_Supplied information_
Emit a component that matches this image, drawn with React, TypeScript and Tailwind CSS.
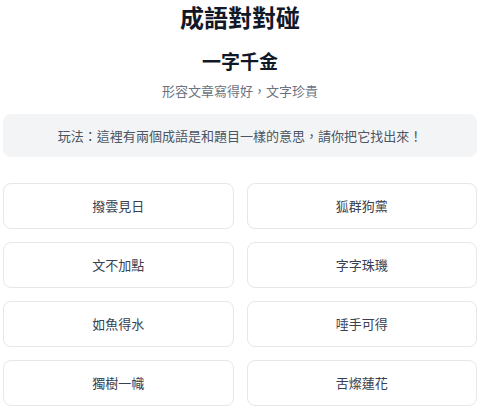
import React from 'react';

const options = ['撥雲見日', '狐群狗黨', '文不加點', '字字珠璣', '如魚得水', '唾手可得', '獨樹一幟', '舌燦蓮花'];

// Taiwan style: full-width punctuation sits in the middle of its cell
function Tw({ children }: { children: string }) {
  return (
    <>
      {Array.from(children).map((ch, i) =>
        ch === '，' || ch === '：' || ch === '！' ? (
          <span key={i} className="inline-block w-[1em] text-center">
            {ch}
          </span>
        ) : (
          ch
        )
      )}
    </>
  );
}

export default function App() {
  const [picked, setPicked] = React.useState<string[]>([]);

  const toggle = (word: string) => {
    setPicked(prev => (prev.includes(word) ? prev.filter(w => w !== word) : [...prev, word]));
  };

  return (
    <div lang="zh-TW" className="min-h-screen bg-white px-[3px] font-['Noto_Sans_CJK_TC','Noto_Sans',sans-serif]">
      <h1 className="text-center text-[24px] font-bold leading-[34px] text-[#111827]">成語對對碰</h1>
      <h2 className="mt-[13px] text-center text-[19px] font-bold leading-[28px] text-[#111827]">一字千金</h2>
      <p className="mt-[6px] text-center text-[13px] leading-[20px] text-[#6b7280]">
        <Tw>形容文章寫得好，文字珍貴</Tw>
      </p>

      <div className="mt-[13px] flex h-[43px] items-center justify-center rounded-lg bg-[#f3f4f6] text-[13px] text-[#4b5563]">
        <span>
          <Tw>玩法：這裡有兩個成語是和題目一樣的意思，請你把它找出來！</Tw>
        </span>
      </div>

      <div className="mt-[26px] grid grid-cols-2 gap-[13px]">
        {options.map(word => (
          <button
            key={word}
            onClick={() => toggle(word)}
            className={`h-[46px] rounded-lg border text-[13px] text-[#374151] transition-colors ${
              picked.includes(word) ? 'border-[#93c5fd] bg-[#eff6ff]' : 'border-[#e5e7eb] bg-white hover:bg-[#f9fafb]'
            }`}
          >
            {word}
          </button>
        ))}
      </div>
    </div>
  );
}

_Stated goal_
Every line of the data should be copied as it stands, without the images.

_The reply_
Emit a component that matches this image, drawn with React, TypeScript and Tailwind CSS.
import React from 'react';

const options = ['撥雲見日', '狐群狗黨', '文不加點', '字字珠璣', '如魚得水', '唾手可得', '獨樹一幟', '舌燦蓮花'];

// Taiwan style: full-width punctuation sits in the middle of its cell
function Tw({ children }: { children: string }) {
  return (
    <>
      {Array.from(children).map((ch, i) =>
        ch === '，' || ch === '：' || ch === '！' ? (
          <span key={i} className="inline-block w-[1em] text-center">
            {ch}
          </span>
        ) : (
          ch
        )
      )}
    </>
  );
}

export default function App() {
  const [picked, setPicked] = React.useState<string[]>([]);

  const toggle = (word: string) => {
    setPicked(prev => (prev.includes(word) ? prev.filter(w => w !== word) : [...prev, word]));
  };

  return (
    <div lang="zh-TW" className="min-h-screen bg-white px-[3px] font-['Noto_Sans_CJK_TC','Noto_Sans',sans-serif]">
      <h1 className="text-center text-[24px] font-bold leading-[34px] text-[#111827]">成語對對碰</h1>
      <h2 className="mt-[13px] text-center text-[19px] font-bold leading-[28px] text-[#111827]">一字千金</h2>
      <p className="mt-[6px] text-center text-[13px] leading-[20px] text-[#6b7280]">
        <Tw>形容文章寫得好，文字珍貴</Tw>
      </p>

      <div className="mt-[13px] flex h-[43px] items-center justify-center rounded-lg bg-[#f3f4f6] text-[13px] text-[#4b5563]">
        <span>
          <Tw>玩法：這裡有兩個成語是和題目一樣的意思，請你把它找出來！</Tw>
        </span>
      </div>

      <div className="mt-[26px] grid grid-cols-2 gap-[13px]">
        {options.map(word => (
          <button
            key={word}
            onClick={() => toggle(word)}
            className={`h-[46px] rounded-lg border text-[13px] text-[#374151] transition-colors ${
              picked.includes(word) ? 'border-[#93c5fd] bg-[#eff6ff]' : 'border-[#e5e7eb] bg-white hover:bg-[#f9fafb]'
            }`}
          >
            {word}
          </button>
        ))}
      </div>
    </div>
  );
}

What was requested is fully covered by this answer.